Your task.
Leave out the pictures and reproduce all of the data exactly.

● ● ● ●

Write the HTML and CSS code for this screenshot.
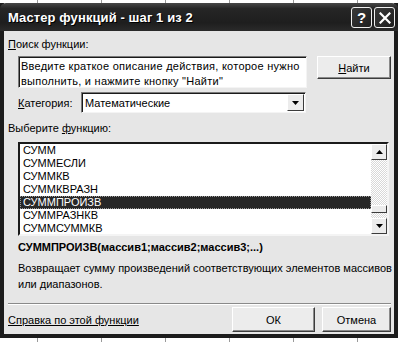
FILE: index.html
```html
<!DOCTYPE html>
<html lang="ru">
<head>
    <meta charset="UTF-8">
    <title>Мастер функций - шаг 1 из 2</title>
    <link rel="stylesheet" href="styles.css">
</head>
<body>
    <div class="window">
        <div class="titlebar">
            <span class="title">Мастер функций - шаг 1 из 2</span>
            <div class="title-buttons">
                <span class="tbtn help-btn">?</span>
                <span class="tbtn close-btn">
                    <svg width="12" height="12" viewBox="0 0 12 12"><path d="M1.5 1.5 L10.5 10.5 M10.5 1.5 L1.5 10.5" stroke="#fff" stroke-width="2.2" stroke-linecap="square"/></svg>
                </span>
            </div>
        </div>

        <div class="client">
            <div class="label"><u>П</u>оиск функции:</div>
            <div class="search-row">
                <div class="textbox">Введите краткое описание действия, которое нужно выполнить, и нажмите кнопку "Найти"</div>
                <button class="btn find-btn"><u>Н</u>айти</button>
            </div>

            <div class="category-row">
                <span class="category-label"><u>К</u>атегория:</span>
                <div class="select">
                    <span class="select-value">Математические</span>
                    <span class="drop-btn">
                        <svg width="7" height="4" viewBox="0 0 7 4"><path d="M0 0 H7 L3.5 4 Z" fill="#000"/></svg>
                    </span>
                </div>
            </div>

            <div class="label list-label">Выберите <u>ф</u>ункцию:</div>
            <div class="listbox">
                <ul class="items">
                    <li>СУММ</li>
                    <li>СУММЕСЛИ</li>
                    <li>СУММКВ</li>
                    <li>СУММКВРАЗН</li>
                    <li class="selected">СУММПРОИЗВ</li>
                    <li>СУММРАЗНКВ</li>
                    <li>СУММСУММКВ</li>
                </ul>
                <div class="scrollbar">
                    <span class="sb-btn">
                        <svg width="7" height="4" viewBox="0 0 7 4"><path d="M0 4 H7 L3.5 0 Z" fill="#000"/></svg>
                    </span>
                    <div class="sb-track"><span class="sb-thumb"></span></div>
                    <span class="sb-btn">
                        <svg width="7" height="4" viewBox="0 0 7 4"><path d="M0 0 H7 L3.5 4 Z" fill="#000"/></svg>
                    </span>
                </div>
            </div>

            <div class="signature">СУММПРОИЗВ(массив1;массив2;массив3;...)</div>
            <div class="desc">Возвращает сумму произведений соответствующих элементов массивов<br>или диапазонов.</div>

            <div class="separator"></div>

            <div class="footer">
                <a class="help-link" href="#">Справка по этой функции</a>
                <button class="btn ok-btn">ОК</button>
                <button class="btn cancel-btn">Отмена</button>
            </div>
        </div>
    </div>
</body>
</html>
```

FILE: styles.css
```css
body {
    margin: 0;
    height: 342px;
    overflow: hidden;
    font-family: 'Liberation Sans', Arial, sans-serif;
    font-size: 11px;
    color: #000;
    background: #fff repeating-linear-gradient(90deg, transparent 0, transparent 37px, #9a9a9a 37px, #9a9a9a 38px, transparent 38px, transparent 64px);
}

.window {
    margin-top: 3px;
    width: 390px;
    height: 331px;
    border: 4px solid #1c1c1c;
    border-top: none;
    background: #e6e6e6;
    display: flex;
    flex-direction: column;
}

.titlebar {
    height: 28px;
    margin: 0 -4px;
    padding: 0 3px 0 8px;
    background: linear-gradient(#474747 0%, #262626 20%, #1e1e1e 70%, #2a2a2a 100%);
    border-radius: 6px 6px 0 0;
    display: flex;
    align-items: center;
    justify-content: space-between;
}

.title {
    color: #fff;
    font-weight: bold;
    font-size: 13px;
    letter-spacing: 0.1px;
    text-shadow: 1px 1px 0 #000;
}

.title-buttons {
    display: flex;
    gap: 2px;
    margin-top: 1px;
}

.tbtn {
    width: 19px;
    height: 19px;
    border: 1px solid #f0f0f0;
    border-radius: 3px;
    background: linear-gradient(135deg, #3a3a3a, #1e1e1e);
    color: #fff;
    display: flex;
    align-items: center;
    justify-content: center;
}

.help-btn {
    font-weight: bold;
    font-size: 15px;
}

.client {
    flex: 1;
    padding: 7px 3px 0 4px;
    display: flex;
    flex-direction: column;
}

.label {
    line-height: 13px;
}

.search-row {
    display: flex;
    align-items: flex-start;
    margin: 5px 0 0 10px;
}

.textbox {
    width: 283px;
    height: 28px;
    padding: 2px 2px 0;
    background: #fff;
    border: 1px solid;
    border-color: #7a7a7a #f4f4f4 #f4f4f4 #7a7a7a;
    box-shadow: inset 1px 1px 0 #1a1a1a;
    line-height: 15px;
    letter-spacing: 0.25px;
}

.btn {
    font-family: inherit;
    font-size: 11px;
    color: #000;
    background: #ececec;
    border: 1px solid;
    border-color: #ffffff #3c3c3c #3c3c3c #ffffff;
    box-shadow: inset -1px -1px 0 #8a8a8a;
    padding: 0;
}

.find-btn {
    width: 74px;
    height: 23px;
    margin-left: 10px;
}

.category-row {
    display: flex;
    align-items: center;
    margin: 4px 0 0 10px;
}

.category-label {
    width: 63px;
}

.select {
    width: 221px;
    height: 17px;
    padding: 1px;
    background: #fff;
    border: 1px solid;
    border-color: #7a7a7a #f4f4f4 #f4f4f4 #7a7a7a;
    box-shadow: inset 1px 1px 0 #1a1a1a;
    display: flex;
    align-items: center;
    justify-content: space-between;
}

.select-value {
    padding-left: 2px;
}

.drop-btn {
    width: 15px;
    height: 15px;
    background: #ececec;
    border: 1px solid;
    border-color: #ffffff #3c3c3c #3c3c3c #ffffff;
    display: flex;
    align-items: center;
    justify-content: center;
}

.list-label {
    margin-top: 9px;
}

.listbox {
    margin: 7px 0 0 10px;
    width: 367px;
    height: 90px;
    background: #fff;
    border: 2px solid;
    border-color: #1a1a1a #f4f4f4 #f4f4f4 #1a1a1a;
    display: flex;
    overflow: hidden;
}

.items {
    flex: 1;
    list-style: none;
    margin: 0;
    padding: 0;
}

.items li {
    height: 13px;
    line-height: 13px;
    padding-left: 3px;
}

.items li.selected {
    background: #272727;
    color: #fff;
    outline: 1px dotted #9a9a9a;
    outline-offset: -1px;
}

.scrollbar {
    width: 16px;
    display: flex;
    flex-direction: column;
}

.sb-btn {
    height: 14px;
    background: #ececec;
    border: 1px solid;
    border-color: #ffffff #3c3c3c #3c3c3c #ffffff;
    display: flex;
    align-items: center;
    justify-content: center;
}

.sb-track {
    flex: 1;
    background: repeating-conic-gradient(#ffffff 0 25%, #d8d8d8 0 50%) 0 0 / 2px 2px;
    display: flex;
    flex-direction: column;
    justify-content: flex-end;
    padding-bottom: 5px;
}

.sb-thumb {
    height: 6px;
    background: #ececec;
    border: 1px solid;
    border-color: #ffffff #3c3c3c #3c3c3c #ffffff;
}

.signature {
    margin: 5px 0 0 10px;
    font-weight: bold;
    line-height: 13px;
}

.desc {
    margin: 6px 0 0 10px;
    line-height: 16px;
    white-space: nowrap;
}

.separator {
    margin-top: 11px;
    height: 1px;
    border-top: 1px solid #8a8a8a;
    background: #fff;
}

.footer {
    display: flex;
    align-items: center;
    gap: 7px;
    margin-top: 2px;
}

.help-link {
    flex: 1;
    color: #000;
    text-decoration: underline;
}

.ok-btn {
    width: 83px;
    height: 25px;
}

.cancel-btn {
    width: 69px;
    height: 25px;
}
```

● ● ● ●

Answer to the exercise.
Write the HTML and CSS code for this screenshot.
FILE: index.html
```html
<!DOCTYPE html>
<html lang="ru">
<head>
    <meta charset="UTF-8">
    <title>Мастер функций - шаг 1 из 2</title>
    <link rel="stylesheet" href="styles.css">
</head>
<body>
    <div class="window">
        <div class="titlebar">
            <span class="title">Мастер функций - шаг 1 из 2</span>
            <div class="title-buttons">
                <span class="tbtn help-btn">?</span>
                <span class="tbtn close-btn">
                    <svg width="12" height="12" viewBox="0 0 12 12"><path d="M1.5 1.5 L10.5 10.5 M10.5 1.5 L1.5 10.5" stroke="#fff" stroke-width="2.2" stroke-linecap="square"/></svg>
                </span>
            </div>
        </div>

        <div class="client">
            <div class="label"><u>П</u>оиск функции:</div>
            <div class="search-row">
                <div class="textbox">Введите краткое описание действия, которое нужно выполнить, и нажмите кнопку "Найти"</div>
                <button class="btn find-btn"><u>Н</u>айти</button>
            </div>

            <div class="category-row">
                <span class="category-label"><u>К</u>атегория:</span>
                <div class="select">
                    <span class="select-value">Математические</span>
                    <span class="drop-btn">
                        <svg width="7" height="4" viewBox="0 0 7 4"><path d="M0 0 H7 L3.5 4 Z" fill="#000"/></svg>
                    </span>
                </div>
            </div>

            <div class="label list-label">Выберите <u>ф</u>ункцию:</div>
            <div class="listbox">
                <ul class="items">
                    <li>СУММ</li>
                    <li>СУММЕСЛИ</li>
                    <li>СУММКВ</li>
                    <li>СУММКВРАЗН</li>
                    <li class="selected">СУММПРОИЗВ</li>
                    <li>СУММРАЗНКВ</li>
                    <li>СУММСУММКВ</li>
                </ul>
                <div class="scrollbar">
                    <span class="sb-btn">
                        <svg width="7" height="4" viewBox="0 0 7 4"><path d="M0 4 H7 L3.5 0 Z" fill="#000"/></svg>
                    </span>
                    <div class="sb-track"><span class="sb-thumb"></span></div>
                    <span class="sb-btn">
                        <svg width="7" height="4" viewBox="0 0 7 4"><path d="M0 0 H7 L3.5 4 Z" fill="#000"/></svg>
                    </span>
                </div>
            </div>

            <div class="signature">СУММПРОИЗВ(массив1;массив2;массив3;...)</div>
            <div class="desc">Возвращает сумму произведений соответствующих элементов массивов<br>или диапазонов.</div>

            <div class="separator"></div>

            <div class="footer">
                <a class="help-link" href="#">Справка по этой функции</a>
                <button class="btn ok-btn">ОК</button>
                <button class="btn cancel-btn">Отмена</button>
            </div>
        </div>
    </div>
</body>
</html>
```

FILE: styles.css
```css
body {
    margin: 0;
    height: 342px;
    overflow: hidden;
    font-family: 'Liberation Sans', Arial, sans-serif;
    font-size: 11px;
    color: #000;
    background: #fff repeating-linear-gradient(90deg, transparent 0, transparent 37px, #9a9a9a 37px, #9a9a9a 38px, transparent 38px, transparent 64px);
}

.window {
    margin-top: 3px;
    width: 390px;
    height: 331px;
    border: 4px solid #1c1c1c;
    border-top: none;
    background: #e6e6e6;
    display: flex;
    flex-direction: column;
}

.titlebar {
    height: 28px;
    margin: 0 -4px;
    padding: 0 3px 0 8px;
    background: linear-gradient(#474747 0%, #262626 20%, #1e1e1e 70%, #2a2a2a 100%);
    border-radius: 6px 6px 0 0;
    display: flex;
    align-items: center;
    justify-content: space-between;
}

.title {
    color: #fff;
    font-weight: bold;
    font-size: 13px;
    letter-spacing: 0.1px;
    text-shadow: 1px 1px 0 #000;
}

.title-buttons {
    display: flex;
    gap: 2px;
    margin-top: 1px;
}

.tbtn {
    width: 19px;
    height: 19px;
    border: 1px solid #f0f0f0;
    border-radius: 3px;
    background: linear-gradient(135deg, #3a3a3a, #1e1e1e);
    color: #fff;
    display: flex;
    align-items: center;
    justify-content: center;
}

.help-btn {
    font-weight: bold;
    font-size: 15px;
}

.client {
    flex: 1;
    padding: 7px 3px 0 4px;
    display: flex;
    flex-direction: column;
}

.label {
    line-height: 13px;
}

.search-row {
    display: flex;
    align-items: flex-start;
    margin: 5px 0 0 10px;
}

.textbox {
    width: 283px;
    height: 28px;
    padding: 2px 2px 0;
    background: #fff;
    border: 1px solid;
    border-color: #7a7a7a #f4f4f4 #f4f4f4 #7a7a7a;
    box-shadow: inset 1px 1px 0 #1a1a1a;
    line-height: 15px;
    letter-spacing: 0.25px;
}

.btn {
    font-family: inherit;
    font-size: 11px;
    color: #000;
    background: #ececec;
    border: 1px solid;
    border-color: #ffffff #3c3c3c #3c3c3c #ffffff;
    box-shadow: inset -1px -1px 0 #8a8a8a;
    padding: 0;
}

.find-btn {
    width: 74px;
    height: 23px;
    margin-left: 10px;
}

.category-row {
    display: flex;
    align-items: center;
    margin: 4px 0 0 10px;
}

.category-label {
    width: 63px;
}

.select {
    width: 221px;
    height: 17px;
    padding: 1px;
    background: #fff;
    border: 1px solid;
    border-color: #7a7a7a #f4f4f4 #f4f4f4 #7a7a7a;
    box-shadow: inset 1px 1px 0 #1a1a1a;
    display: flex;
    align-items: center;
    justify-content: space-between;
}

.select-value {
    padding-left: 2px;
}

.drop-btn {
    width: 15px;
    height: 15px;
    background: #ececec;
    border: 1px solid;
    border-color: #ffffff #3c3c3c #3c3c3c #ffffff;
    display: flex;
    align-items: center;
    justify-content: center;
}

.list-label {
    margin-top: 9px;
}

.listbox {
    margin: 7px 0 0 10px;
    width: 367px;
    height: 90px;
    background: #fff;
    border: 2px solid;
    border-color: #1a1a1a #f4f4f4 #f4f4f4 #1a1a1a;
    display: flex;
    overflow: hidden;
}

.items {
    flex: 1;
    list-style: none;
    margin: 0;
    padding: 0;
}

.items li {
    height: 13px;
    line-height: 13px;
    padding-left: 3px;
}

.items li.selected {
    background: #272727;
    color: #fff;
    outline: 1px dotted #9a9a9a;
    outline-offset: -1px;
}

.scrollbar {
    width: 16px;
    display: flex;
    flex-direction: column;
}

.sb-btn {
    height: 14px;
    background: #ececec;
    border: 1px solid;
    border-color: #ffffff #3c3c3c #3c3c3c #ffffff;
    display: flex;
    align-items: center;
    justify-content: center;
}

.sb-track {
    flex: 1;
    background: repeating-conic-gradient(#ffffff 0 25%, #d8d8d8 0 50%) 0 0 / 2px 2px;
    display: flex;
    flex-direction: column;
    justify-content: flex-end;
    padding-bottom: 5px;
}

.sb-thumb {
    height: 6px;
    background: #ececec;
    border: 1px solid;
    border-color: #ffffff #3c3c3c #3c3c3c #ffffff;
}

.signature {
    margin: 5px 0 0 10px;
    font-weight: bold;
    line-height: 13px;
}

.desc {
    margin: 6px 0 0 10px;
    line-height: 16px;
    white-space: nowrap;
}

.separator {
    margin-top: 11px;
    height: 1px;
    border-top: 1px solid #8a8a8a;
    background: #fff;
}

.footer {
    display: flex;
    align-items: center;
    gap: 7px;
    margin-top: 2px;
}

.help-link {
    flex: 1;
    color: #000;
    text-decoration: underline;
}

.ok-btn {
    width: 83px;
    height: 25px;
}

.cancel-btn {
    width: 69px;
    height: 25px;
}
```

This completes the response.